INFORMATION SUPPLIED:
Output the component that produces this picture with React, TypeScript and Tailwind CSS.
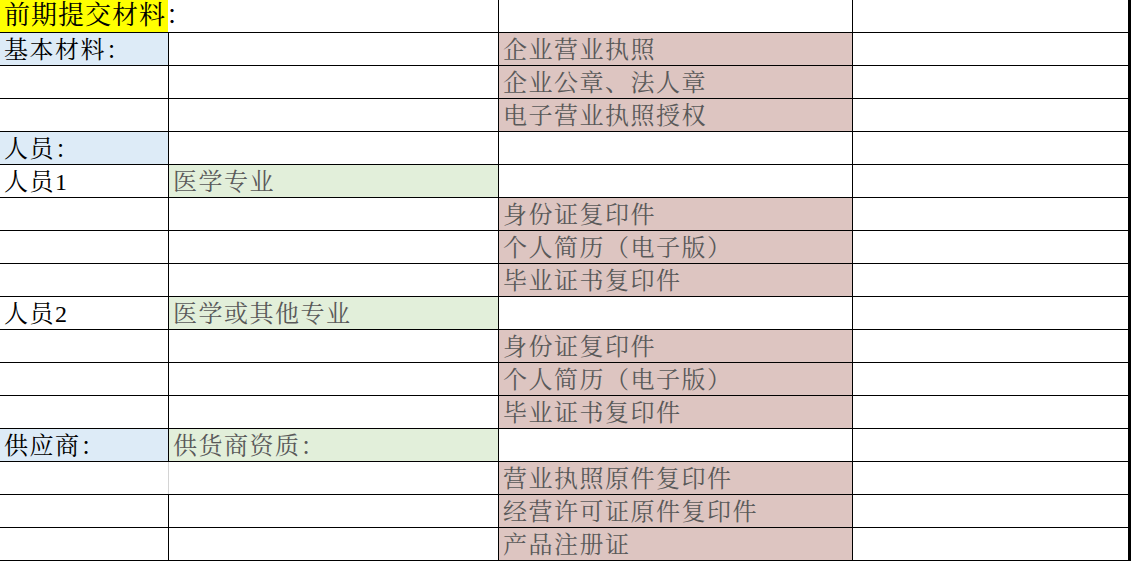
import React from "react";

type Cell = { text?: string; bg?: string; dark?: boolean; softLeft?: boolean };

const BLUE = "bg-[#ddebf7]";
const GREEN = "bg-[#e2efda]";
const PINK = "bg-[#ddc5c1]";

const rows: Cell[][] = [
  [{ text: "基本材料：", bg: BLUE, dark: true }, {}, { text: "企业营业执照", bg: PINK }, {}],
  [{}, {}, { text: "企业公章、法人章", bg: PINK }, {}],
  [{}, {}, { text: "电子营业执照授权", bg: PINK }, {}],
  [{ text: "人员：", bg: BLUE, dark: true }, {}, {}, {}],
  [{ text: "人员1", dark: true }, { text: "医学专业", bg: GREEN }, {}, {}],
  [{}, {}, { text: "身份证复印件", bg: PINK }, {}],
  [{}, {}, { text: "个人简历（电子版）", bg: PINK }, {}],
  [{}, {}, { text: "毕业证书复印件", bg: PINK }, {}],
  [{ text: "人员2", dark: true }, { text: "医学或其他专业", bg: GREEN }, {}, {}],
  [{}, {}, { text: "身份证复印件", bg: PINK }, {}],
  [{}, {}, { text: "个人简历（电子版）", bg: PINK }, {}],
  [{}, {}, { text: "毕业证书复印件", bg: PINK }, {}],
  [{ text: "供应商：", bg: BLUE, dark: true }, { text: "供货商资质：", bg: GREEN }, {}, {}],
  [{}, { softLeft: true }, { text: "营业执照原件复印件", bg: PINK }, {}],
  [{}, {}, { text: "经营许可证原件复印件", bg: PINK }, {}],
  [{}, {}, { text: "产品注册证", bg: PINK }, {}],
];

const font = {
  fontFamily: '"Liberation Serif", "Noto Serif CJK SC", "Noto Sans CJK SC", serif',
};

function Row({ cells }: { cells: Cell[] }) {
  return (
    <div className="grid grid-cols-[168px_330px_354px_1fr] h-[33px] border-b border-black">
      {cells.map((c, i) => (
        <div
          key={i}
          className={[
            "flex items-end pl-[4px] pb-[1px] whitespace-nowrap overflow-hidden text-[24px] leading-[28px] tracking-[1.5px]",
            c.bg ?? "",
            c.dark ? "text-black" : "text-[#595959]",
            i > 0 ? (c.softLeft ? "border-l border-[#d4d4d4]" : "border-l border-black") : "",
          ].join(" ")}
        >
          {c.text}
        </div>
      ))}
    </div>
  );
}

export default function App() {
  return (
    <div className="w-[1132px] h-[562px] bg-white overflow-hidden" style={font}>
      <div className="w-[1131px] border-r-[3px] border-black">
        <div className="grid grid-cols-[168px_330px_354px_1fr] h-[33px] border-b border-black">
          <div className="relative bg-[#ffff00] flex items-end pl-[4px] pb-[1px]">
            <span className="absolute left-[4px] bottom-[1px] whitespace-nowrap text-[26px] leading-[30px] tracking-[1px] text-black">
              前期提交材料：
            </span>
          </div>
          <div />
          <div className="border-l border-black" />
          <div className="border-l border-black" />
        </div>
        {rows.map((r, i) => (
          <Row key={i} cells={r} />
        ))}
      </div>
    </div>
  );
}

TASK PROMPT:
Do not include the images; transcribe the rest of the listing exactly.

RESULT:
Output the component that produces this picture with React, TypeScript and Tailwind CSS.
import React from "react";

type Cell = { text?: string; bg?: string; dark?: boolean; softLeft?: boolean };

const BLUE = "bg-[#ddebf7]";
const GREEN = "bg-[#e2efda]";
const PINK = "bg-[#ddc5c1]";

const rows: Cell[][] = [
  [{ text: "基本材料：", bg: BLUE, dark: true }, {}, { text: "企业营业执照", bg: PINK }, {}],
  [{}, {}, { text: "企业公章、法人章", bg: PINK }, {}],
  [{}, {}, { text: "电子营业执照授权", bg: PINK }, {}],
  [{ text: "人员：", bg: BLUE, dark: true }, {}, {}, {}],
  [{ text: "人员1", dark: true }, { text: "医学专业", bg: GREEN }, {}, {}],
  [{}, {}, { text: "身份证复印件", bg: PINK }, {}],
  [{}, {}, { text: "个人简历（电子版）", bg: PINK }, {}],
  [{}, {}, { text: "毕业证书复印件", bg: PINK }, {}],
  [{ text: "人员2", dark: true }, { text: "医学或其他专业", bg: GREEN }, {}, {}],
  [{}, {}, { text: "身份证复印件", bg: PINK }, {}],
  [{}, {}, { text: "个人简历（电子版）", bg: PINK }, {}],
  [{}, {}, { text: "毕业证书复印件", bg: PINK }, {}],
  [{ text: "供应商：", bg: BLUE, dark: true }, { text: "供货商资质：", bg: GREEN }, {}, {}],
  [{}, { softLeft: true }, { text: "营业执照原件复印件", bg: PINK }, {}],
  [{}, {}, { text: "经营许可证原件复印件", bg: PINK }, {}],
  [{}, {}, { text: "产品注册证", bg: PINK }, {}],
];

const font = {
  fontFamily: '"Liberation Serif", "Noto Serif CJK SC", "Noto Sans CJK SC", serif',
};

function Row({ cells }: { cells: Cell[] }) {
  return (
    <div className="grid grid-cols-[168px_330px_354px_1fr] h-[33px] border-b border-black">
      {cells.map((c, i) => (
        <div
          key={i}
          className={[
            "flex items-end pl-[4px] pb-[1px] whitespace-nowrap overflow-hidden text-[24px] leading-[28px] tracking-[1.5px]",
            c.bg ?? "",
            c.dark ? "text-black" : "text-[#595959]",
            i > 0 ? (c.softLeft ? "border-l border-[#d4d4d4]" : "border-l border-black") : "",
          ].join(" ")}
        >
          {c.text}
        </div>
      ))}
    </div>
  );
}

export default function App() {
  return (
    <div className="w-[1132px] h-[562px] bg-white overflow-hidden" style={font}>
      <div className="w-[1131px] border-r-[3px] border-black">
        <div className="grid grid-cols-[168px_330px_354px_1fr] h-[33px] border-b border-black">
          <div className="relative bg-[#ffff00] flex items-end pl-[4px] pb-[1px]">
            <span className="absolute left-[4px] bottom-[1px] whitespace-nowrap text-[26px] leading-[30px] tracking-[1px] text-black">
              前期提交材料：
            </span>
          </div>
          <div />
          <div className="border-l border-black" />
          <div className="border-l border-black" />
        </div>
        {rows.map((r, i) => (
          <Row key={i} cells={r} />
        ))}
      </div>
    </div>
  );
}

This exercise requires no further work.